Quench something (formal): to stop a fire from burning.  Synonym: extinguish. E.g. firemen tried to quench the flames raging (spreading very quickly) through the building.





Pick at something: 



 to eat food slowly, taking small amounts or bites because you are not hungry. E.g. she sat at the table in silence, picking at her dinner. Pick at food. To pick at one's food: picar, comer sin ganas. 



eat like a bird 



to eat only small amounts of food; to peck at one's food. E.g. Jane is very slim because she eats like a bird. Bill is trying to lose weight by eating like a bird.



Fussy



fastidious (Sp. meticuloso, maniático) about one’s needs or requirements; hard to please. E.g. A fussy eater. He is very fussy about what he eats. He's such a fussy eater (Sp. tiquismiquis).‘Where do you want to go for lunch?’ ‘I'm not fussy (= I don't mind: Sp. me da lo mismo).



Squeamish:  



easily made to feel sick or disgusted. E.g.  I've never been squeamish about food. One of my favourite dishes is steamed chicken feet.

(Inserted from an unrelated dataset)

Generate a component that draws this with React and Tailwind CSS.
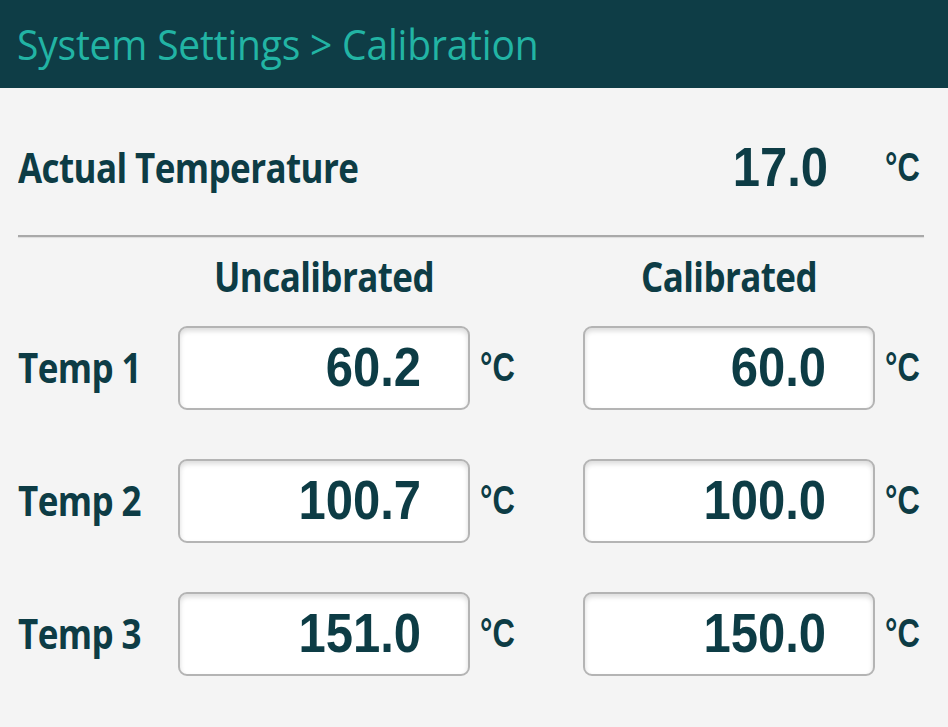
const rows = [
  { label: "Temp 1", raw: "60.2", cal: "60.0" },
  { label: "Temp 2", raw: "100.7", cal: "100.0" },
  { label: "Temp 3", raw: "151.0", cal: "150.0" },
];

const labelFont = { fontFamily: "'Open Sans', sans-serif" };
const numFont = { fontFamily: "'Liberation Sans', Arial, sans-serif" };

const Unit = () => (
  <span
    className="inline-block scale-y-[1.3] pl-[10px] text-[31px] font-bold text-[#0d3c45]"
    style={numFont}
  >
    °C
  </span>
);

const ValueBox = ({ value }) => (
  <div className="flex h-[84px] w-[292px] items-center justify-end rounded-[9px] border-2 border-[#b4b4b4] bg-white pr-[47px] shadow-[inset_0_3px_5px_rgba(0,0,0,0.14)]">
    <span
      className="inline-block scale-y-[1.15] text-[49px] font-bold text-[#0d3c45]"
      style={numFont}
    >
      {value}
    </span>
  </div>
);

const Label = ({ children }) => (
  <span
    className="inline-block scale-y-[1.15] text-[35px] font-bold tracking-[-0.6px] text-[#0d3c45]"
    style={labelFont}
  >
    {children}
  </span>
);

export default function App() {
  return (
    <div className="h-[727px] w-[948px] overflow-hidden bg-[#f4f4f4]">
      <div className="flex h-[88px] items-center bg-[#0e3d46] pl-[17px]">
        <span
          className="inline-block scale-y-[1.06] text-[39px] font-medium tracking-[-0.2px] text-[#22b4a4]"
          style={labelFont}
        >
          System Settings &gt; Calibration
        </span>
      </div>

      <div className="mt-[38px] grid h-[84px] grid-cols-[160px_292px_113px_292px_1fr] pl-[18px]">
        <div className="col-span-3 flex items-center">
          <Label>Actual Temperature</Label>
        </div>
        <div className="flex items-center justify-end pr-[47px]">
          <span
            className="inline-block scale-y-[1.15] text-[49px] font-bold text-[#0d3c45]"
            style={numFont}
          >
            17.0
          </span>
        </div>
        <div className="flex items-center">
          <Unit />
        </div>
      </div>

      <div className="mx-[18px] mt-[25px] h-[2px] w-[906px] bg-[#a9a9a9] shadow-[0_1px_1px_rgba(0,0,0,0.1)]" />

      <div className="mt-[20px] grid grid-cols-[160px_292px_113px_292px_1fr] pl-[18px]">
        <div className="col-start-2 flex h-[40px] items-center justify-center">
          <Label>Uncalibrated</Label>
        </div>
        <div className="col-start-4 flex h-[40px] items-center justify-center">
          <Label>Calibrated</Label>
        </div>
      </div>

      <div className="mt-[29px] flex flex-col gap-[49px]">
        {rows.map((r) => (
          <div
            key={r.label}
            className="grid grid-cols-[160px_292px_113px_292px_1fr] pl-[18px]"
          >
            <div className="flex h-[84px] items-center">
              <Label>{r.label}</Label>
            </div>
            <ValueBox value={r.raw} />
            <div className="flex items-center">
              <Unit />
            </div>
            <ValueBox value={r.cal} />
            <div className="flex items-center">
              <Unit />
            </div>
          </div>
        ))}
      </div>
    </div>
  );
}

eat somebody out of house and home  



(informal, often humorous) to eat a lot of somebody else’s food. How much longer is he staying? He’s eating us out of house and home. 
 


on an empty/a full stomach



It's not a good idea to drink (= alcohol) on an empty stomach (= without having eaten anything). You shouldn't exercise on a full stomach. 



work something up:  


to develop or improve something with some effort. E.g. I can't work up any enthusiasm for his idea. She went for a long walk to work up an appetite.


side dish



(also a side order) a small amount of food, for example a salad, served with the main course of a meal. E.g. a side dish of fresh vegetables
side salad: a salad served with the main course of a meal


eat out:  



to have a meal in a restaurant, etc. rather than at home. E.g. Do you feel like eating out tonight? 



celebratory


 /ˌseləˈbreɪtəri/ celebrating something or marking a special occasion. E.g. a celebratory drink/dinner. We had a celebratory drink: Sp. nos tomamos una copa para celebrarlo.


live/sleep rough 



 (British English) to live or sleep outdoors, usually because you have no home and no money. E.g. young people sleeping rough on the streets 




a square meal 



a good, satisfying meal. E.g. He looks as though he hasn't had a square meal for weeks. Three square meals a day.


Savoury:  



/ˈseɪvəri/ having a taste that is salty not sweet. E.g. savoury snacks. 


Hors d'oeuvre



/ˌɔː ˈdɜːv/ plural hors d'oeuvres /ˌɔː ˈdɜːv/ a small amount of food, usually cold, served before the main part of a meal.


Mouth-watering



mouth-watering food looks or smells so good that you want to eat it immediately. Tempting. E.g. a mouth-watering display of cakes.


Leisurely: 



/ˈleʒəli/ Adj. done without hurrying. E.g. A leisurely meal. 


Savour



/ˈseɪvə(r)/ (V) to enjoy the full taste or flavour of something, especially by eating or drinking it slowly. E.g. He ate his meal slowly, savouring every mouthful. 


Gobble



/ˈɡɒbl/ to eat something very fast, in a way that people consider rude or greedy. E.g. Don't gobble your food like that! Gobble something up/ down They gobbled down all the sandwiches. 


Crave (for) something / crave to do something 



 to have a very strong desire for something. Long for. E.g. She has always craved excitement.